F.R. – Par rapport à ce que vous peigniez il y deux ans en Suisse, on peut dire que votre manière d’approcher tant la couleur que la ligne a subi une révolution qui a chamboulé de fond en comble votre travail de plasticien. Quelle incidence votre séjour américain a-t-il eu sur vous ?
N.B. – L’impact a probablement eu lieu à plusieurs niveaux. Les premiers mois ont été une période d’isolement assez éprouvante (adaptation, difficultés de communication, etc.). L’urgence de peindre était alors la plus forte. Avant tout, l’isolement signifiait que personne ne regardait vraiment ce que je faisais. Un sentiment de liberté un peu général s’en est suivi. Notre vie ressemblait beaucoup à une page blanche. Avec l’opportunité de nous réinventer. Cela, bien sûr, a eu un impact important sur la façon dont nous vivions. En Suisse, j’ai laissé un atelier de plus de cinquante mètres carrés, quatre mètres de plafond, un ancien local industriel. Boston, c’était un salon-cuisine et une chambre à coucher pour deux (avec deux chats). J’ai dû modifier mes habitudes (peindre à plat, séchage rapide, travailler plus proprement). Et puis il y a l’énergie US. L’imagerie américaine. New York et la présence beaucoup plus forte qu’à Lausanne de l’art contemporain, les musées, les galeries, etc. Et la chance encore d’avoir eu accès, par mon épouse, au monde de la musique et aux rencontres que nous avons pu y effectuer. Mon univers musical s’en est beaucoup élargi et, par extension, mon monde pictural (curieux que ça aille dans ce sens...).
F.R. – Les premiers peintres de l’abstraction étaient eux aussi proches du monde de la musique qui avait dans leur conception la valeur d’une remontée aux origines. Il y a presque toujours dans l’oeuvre non figurative une sorte de dilatation, une immédiateté, une amplification lancinante de l’être qu’elle rejoint dans l’ici et maintenant…
N.B. – Oui. Une peinture, c’est un bout d’univers. Et l’univers tient mal sur la table du salon. J’aime que la toile soit plus grande que moi. Le rapport physique est alors complètement changé. Avec certaines toiles faites à Boston, et qui couvraient grosso modo la surface que nous avions de disponible au sol, c’était véritablement être dans la toile. Peindre une partie de la toile tout en étant assis dessus... Pas d’espace pour être ailleurs que dedans...

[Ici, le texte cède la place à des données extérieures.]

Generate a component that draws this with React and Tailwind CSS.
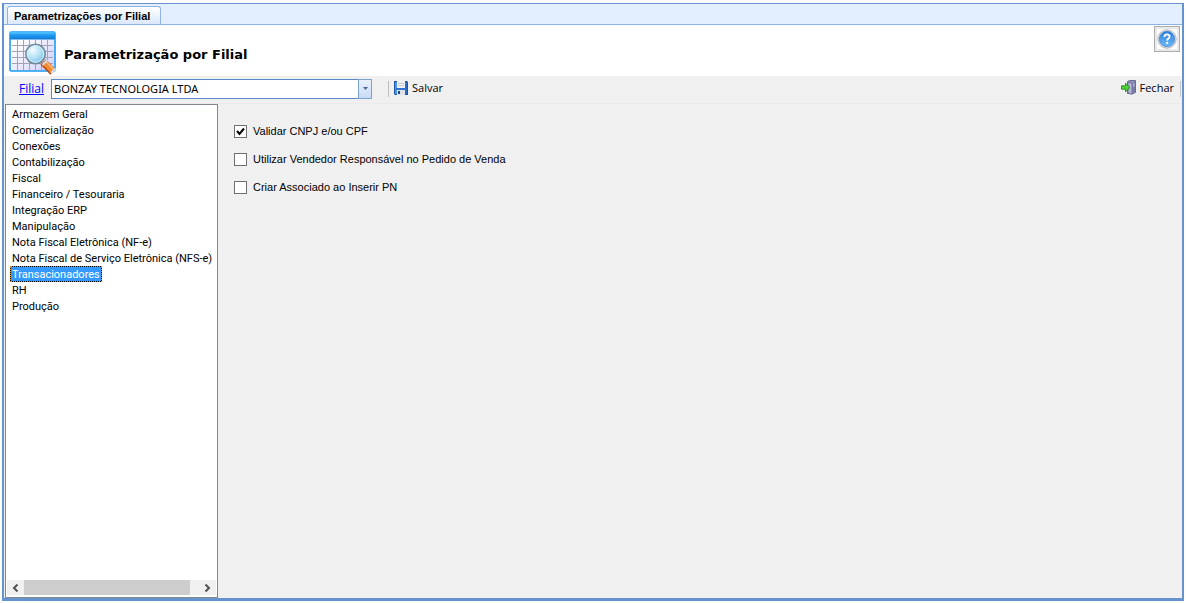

F.R. – Le spectateur est lui aussi prisonnier de cet espace illimité de la toile : impossible de se soustraire à l’effet qu’elle produit. C’est un peu agaçant… On sent là une violence à peine contenue, un appel et, en même temps, parfois, une extrême fragilité, une douceur presque ; comment arrivez-vous à concilier de tels extrêmes ?

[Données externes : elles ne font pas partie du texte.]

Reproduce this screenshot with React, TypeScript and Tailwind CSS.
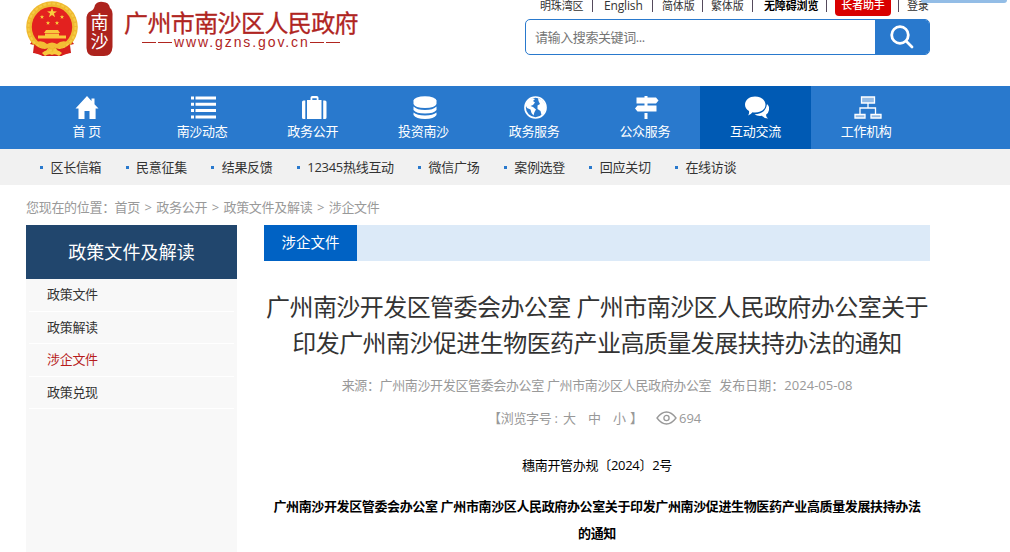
import type { ReactNode } from 'react';
import clsx from 'clsx';

const STAR = '0,-1 .24,-.32 .95,-.31 .38,.12 .59,.81 0,.4 -.59,.81 -.38,.12 -.95,-.31 -.24,-.32';

function Star({ x, y, r }: { x: number; y: number; r: number }) {
  return <polygon points={STAR} transform={`translate(${x} ${y}) scale(${r})`} fill="#f8cf3e" />;
}

function Emblem() {
  return (
    <svg width="54" height="56" viewBox="0 0 54 56" className="shrink-0">
      <path d="M8 39 L5 43 L9 44 L8 52 L15 53 L18 55 H36 L39 53 L46 52 L45 44 L49 43 L46 39 Z" fill="#cf1e1c" />
      <circle cx="27" cy="26" r="25.8" fill="#efb92f" />
      <circle cx="27" cy="26" r="23.5" fill="none" stroke="#f6cb45" strokeWidth="2" strokeDasharray="3 1.6" />
      <circle cx="27" cy="26" r="20.2" fill="#e3211f" />
      <Star x={27} y={12} r={5.2} />
      <Star x={17} y={16} r={2.3} />
      <Star x={37} y={16} r={2.3} />
      <Star x={23} y={22} r={2.3} />
      <Star x={32} y={22} r={2.3} />
      <path d="M21 29 H33 L35 32 H19 Z M20 32.5 H34 V34.5 H41 V37.5 H13 V34.5 H20 Z" fill="#f9c83c" />
      <path d="M11 41 Q18 39 22 43 Q27 40 32 43 Q36 39 43 41 L38 47 Q32 47 30 46 A4 4 0 0 1 24 46 Q22 47 16 47 Z" fill="#f3bd34" />
      <path d="M9 43 Q17 50 23 47 L18 55 L10 52 Z M45 43 Q37 50 31 47 L36 55 L44 52 Z" fill="#d71f1d" />
      <path d="M17 52 Q22 47 27 51 Q32 47 37 52 L34 55 Q30 52 27 54 Q24 52 20 55 Z" fill="#f7c93d" />
    </svg>
  );
}

function Seal() {
  return (
    <div className="relative h-[56px] w-[27px] shrink-0">
      <svg width="27" height="56" viewBox="0 0 27 56" className="absolute inset-0">
        <path d="M9 4 Q12 0 17 1 Q23 1 24 7 Q27 9 26.5 16 V46 Q26 55 18 55 H8 Q1 55 0.5 47 V19 Q0 12 5 10 Q8 9 9 4 Z" fill="#ad231d" />
      </svg>
      <div className="relative pt-[12px] text-center text-[18px] leading-[19px] tracking-normal text-white">
        <div>南</div>
        <div>沙</div>
      </div>
    </div>
  );
}

function Icon({ children }: { children: ReactNode }) {
  return (
    <svg width="28" height="24" viewBox="0 0 28 24" fill="#fff">
      {children}
    </svg>
  );
}

const navItems = [
  {
    label: '首 页',
    icon: <Icon><path d="M14 0 L18.5 5 V2.5 H21.5 V8.3 L25.5 12.5 H22.6 V23 H16.5 V15 H11.5 V23 H5.5 V12.5 H2.500 Z" /></Icon>,
  },
  {
    label: '南沙动态',
    icon: (
      <Icon>
        <path d="M3 .5h3v3H3zM7.500 .5H28v3H7.500zM3 6.800h3v3H3zM7.500 6.800H28v3H7.500zM3 13.100h3v3H3zM7.500 13.100H28v3H7.500zM3 19.400h3v3H3zM7.500 19.400H28v3H7.500z" />
      </Icon>
    ),
  },
  {
    label: '政务公开',
    icon: (
      <Icon>
        <path d="M11.500 4V1.800Q11.500 0 13.300 0h4.400Q19.500 0 19.500 1.800V4H22.500v19H8V4zM13.300 4h4.400V2.200h-4.400zM6.300 4.500V23H4.500Q3 23 3 21.500V6Q3 4.500 4.500 4.500zM24.200 4.500V23H26Q27.500 23 27.500 21.500V6Q27.500 4.500 26 4.500z" />
      </Icon>
    ),
  },
  {
    label: '投资南沙',
    icon: (
      <Icon>
        <ellipse cx="16" cy="4.5" rx="11.5" ry="4.3" />
        <path d="M4.500 4.500V8Q6 12 16 12T27.500 8V4.500zM4.500 10.500Q8 14 16 14T27.500 10.500V14Q25 17.500 16 17.500T4.500 14zM4.500 16.500Q8 19.500 16 19.500T27.500 16.500V19Q25 23 16 23T4.500 19z" />
      </Icon>
    ),
  },
  {
    label: '政务服务',
    icon: (
      <Icon>
        <circle cx="15.500" cy="11.500" r="10.500" fill="none" stroke="#fff" strokeWidth="1.700" />
        <path d="M5 8L8 4L12 2L15 3L13 5L15 6.500L13 9L10.500 10L13 11L16 13.500L14.500 16L13.500 19.500L11.500 17L10.500 13.500L7 12zM18 2L22 4L25 8L26 13L23 18.500L21.500 19L20.500 15L17.500 13L17.500 9.500L20 8L18.500 5z" />
      </Icon>
    ),
  },
  {
    label: '公众服务',
    icon: (
      <Icon>
        <path d="M13.500 0h3v1.500H25L27.500 4.500L25 7.500H5.500V1.500h8zM6.500 9.500h19v6h-19L4 12.500zM13.500 7h3v3h-3zM13.500 17h3v6h-3z" />
      </Icon>
    ),
  },
  {
    label: '互动交流',
    active: true,
    icon: (
      <Icon>
        <path d="M14 .5C20 .5 24.500 4 24.500 8.700S20 16.500 14 16.500Q12.500 16.500 11.500 16.300Q9.500 19 7 19.500Q8.500 17.500 8 15Q4 12.500 4 8.700C4 4 8.500 .5 14 .5zM26 8Q29 11 28 14Q27.500 17 25 18.800Q25 21 27 22.500Q23 22.500 21 19.800Q16 20.300 13.500 18.300Q24.500 18 26 8z" />
      </Icon>
    ),
  },
  {
    label: '工作机构',
    icon: (
      <svg width="28" height="24" viewBox="-1 0 28 24" className="ml-[4px]">
        <g fill="#fff" fillOpacity=".5" stroke="#fff" strokeWidth="1.300">
          <path d="M6.500 1h13v6h-13zM0 18.500h10V22H0zM16 18.500h10V22H16z" />
          <path d="M13 7v5M5 18v-6h15.500v6" fill="none" />
        </g>
      </svg>
    ),
  },
];

const subNav = ['区长信箱', '民意征集', '结果反馈', '12345热线互动', '微信广场', '案例选登', '回应关切', '在线访谈'];

const sideMenu = [
  { label: '政策文件' },
  { label: '政策解读' },
  { label: '涉企文件', active: true },
  { label: '政策兑现' },
];

function Bar({ className }: { className?: string }) {
  return <span className={clsx('h-[12px] w-px shrink-0 bg-[#554a5c]', className)} />;
}

function TopLinks() {
  return (
    <div className="-mt-[5px] ml-[15px] flex h-[21px] items-center text-[11px] leading-[19px] tracking-[-0.150px] text-[#333]">
      <span className="w-[52px]">明珠湾区</span>
      <Bar />
      <span className="w-[59px] pl-[11px] text-[12px]">English</span>
      <Bar />
      <span className="w-[49px] pl-[9px]">简体版</span>
      <Bar />
      <span className="w-[49px] pl-[8px]">繁体版</span>
      <Bar />
      <span className="w-[73px] pl-[11px] font-bold text-black">无障碍浏览</span>
      <Bar />
      <span className="ml-[8px] h-[21px] w-[56px] rounded-[4px] bg-[#d90000] text-center font-medium text-white">长者助手</span>
      <Bar className="ml-[7px]" />
      <span className="pl-[8px]">登录</span>
    </div>
  );
}

function Header() {
  return (
    <header className="relative flex h-[86px] items-start">
      <div className="flex pt-px pl-[25px] text-[#b0251f]">
        <Emblem />
        <div className="ml-[7px]">
          <Seal />
        </div>
        <div className="ml-[11px] w-[240px] pt-[7px]">
          <div className="h-[27px] text-[24px] leading-[30px] tracking-[-0.600px] [-webkit-text-stroke:0.3px]">广州市南沙区人民政府</div>
          <div className="-mt-px flex items-center pl-[18px]">
            <span className="h-px w-[14px] bg-[#b0251f]" />
            <span className="ml-[2px] h-px w-[14px] bg-[#b0251f]" />
            <span className="w-[138px] pl-[2px] font-['Liberation_Sans',sans-serif] text-[14px] leading-[16px] tracking-[1.900px]">
              www.gzns.gov.cn
            </span>
            <span className="h-px w-[14px] bg-[#b0251f]" />
            <span className="ml-[2px] h-px w-[14px] bg-[#b0251f]" />
          </div>
        </div>
      </div>

      <div className="ml-[161px] w-[410px]">
        <TopLinks />
        <div className="mt-[3px] flex h-[36px] w-[405px] overflow-hidden rounded-[5px] border border-[#2979cd]">
          <div className="flex-1 pl-[9px] text-[13px] leading-[35px] tracking-[-0.400px] text-[#757575]">请输入搜索关键词...</div>
          <button className="flex w-[54px] items-center justify-center bg-[#2979cd]">
            <svg width="24" height="24" viewBox="0 0 24 24" fill="none" stroke="#fff" strokeWidth="2.800" strokeLinecap="round">
              <circle cx="10" cy="10" r="8.300" />
              <path d="M16.500 16.500L22 22" />
            </svg>
          </button>
        </div>
      </div>

      {/* Floating widget edge */}
      <div className="absolute top-0 right-[3px] h-[3px] w-[86px] rounded-b-[8px] bg-[#93bde6]" />
    </header>
  );
}

export default function App() {
  return (
    <div className="h-[552px] w-[1010px] overflow-hidden bg-white font-['Open_Sans','Noto_Sans_CJK_SC',sans-serif] text-[13px] tracking-[-0.300px] whitespace-nowrap text-[#333]">
      <Header />

      {/* Main nav */}
      <nav className="flex h-[63px] bg-[#2979cd] pl-[36px]">
        {navItems.map((item, i) => (
          <a
            key={item.label}
            className={clsx(
              'flex w-[110.700px] flex-col items-center pt-[10px] text-white',
              item.active && 'bg-[#005ab4]',
              i === 0 && 'pr-[9px]',
            )}
          >
            {item.icon}
            <span className="mt-px leading-[20px]">{item.label}</span>
          </a>
        ))}
      </nav>
      <div className="flex h-[36px] items-center gap-[24.300px] bg-[#f1f1f1] pl-[40px]">
        {subNav.map((label) => (
          <a key={label} className="flex items-center leading-[36px]">
            <span className="mr-[7.500px] h-[3px] w-[3px] bg-[#2979cd]" />
            {label}
          </a>
        ))}
      </div>

      {/* Breadcrumb */}
      <div className="flex h-[40px] gap-[4.600px] pt-[2px] pl-[26px] leading-[40px] text-[#999]">
        <span className="w-[84px]">您现在的位置：</span>
        <span>首页</span>
        <span>&gt;</span>
        <span>政务公开</span>
        <span>&gt;</span>
        <span>政策文件及解读</span>
        <span>&gt;</span>
        <span>涉企文件</span>
      </div>

      <div className="flex pl-[26px]">
        <aside className="h-[327px] w-[211px] bg-[#f8f8f8]">
          <h2 className="h-[54px] bg-[#21466d] text-center text-[18px] leading-[54px] tracking-[0.100px] text-white">政策文件及解读</h2>
          <ul className="px-[3px]">
            {sideMenu.map((item) => (
              <li
                key={item.label}
                className={clsx('h-[32.600px] border-b border-white pl-[18px] leading-[30px]', item.active && 'text-[#b71c1c]')}
              >
                {item.label}
              </li>
            ))}
          </ul>
        </aside>

        <main className="ml-[27px] w-[666px]">
          <div className="h-[36px] bg-[#dceaf8]">
            <div className="h-[36px] w-[93px] bg-[#0062c4] text-center text-[14.500px] leading-[36px] tracking-normal text-white">涉企文件</div>
          </div>
          <h1 className="mt-[28px] text-center text-[24px] leading-[36px] tracking-[-0.560px]">
            广州南沙开发区管委会办公室 广州市南沙区人民政府办公室关于
            <br />
            印发广州南沙促进生物医药产业高质量发展扶持办法的通知
          </h1>
          <div className="mt-[12px] flex justify-center gap-[8px] leading-[24px] text-[#999]">
            <span className="tracking-[-0.360px]">来源：广州南沙开发区管委会办公室 广州市南沙区人民政府办公室</span>
            <span className="tracking-[0.020px]">发布日期：2024-05-08</span>
          </div>
          <div className="mt-[9px] flex items-center pl-[224px] leading-[24px] text-[#999]">
            <span className="w-[75px]">【浏览字号 :</span>
            <span className="w-[25px]">大</span>
            <span className="w-[25px]">中</span>
            <span className="w-[17px]">小</span>
            <span className="w-[26px]">】</span>
            <svg width="21" height="14" viewBox="0 0 21 14" fill="none" stroke="#999" strokeWidth="1.300">
              <path d="M1 7Q5.500 1 10.500 1T20 7Q15.500 13 10.500 13T1 7z" />
              <circle cx="10.500" cy="7" r="2.600" />
            </svg>
            <span className="pl-[2px] tracking-normal">694</span>
          </div>
          <p className="mt-[22px] text-center leading-[26px] tracking-[-0.300px] text-black">穗南开管办规〔2024〕2号</p>
          <p className="mt-[15px] text-center leading-[27px] font-bold tracking-[-0.370px] text-black">
            广州南沙开发区管委会办公室 广州市南沙区人民政府办公室关于印发广州南沙促进生物医药产业高质量发展扶持办法
            <br />
            的通知
          </p>
        </main>
      </div>
    </div>
  );
}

N.B. – Je ne sais pas... oui, il y a de la violence... probablement plutôt de l’urgence en fait... quelque chose comme le besoin de libérer le geste, de se laisser envahir... Je travaille souvent très vite. Il y a finalement passablement de déchets. Et chaque toile est un peu bâtie sur le fil du rasoir.
F.R. – Cette rapidité du geste est-elle une façon pour vous d’échapper à un certain côté consensuel ?
N.B. – Je n’ai pas l’impression de ne pas être consensuel. J’aimerais beaucoup être moins consensuel que ça ! Se libérer est si difficile...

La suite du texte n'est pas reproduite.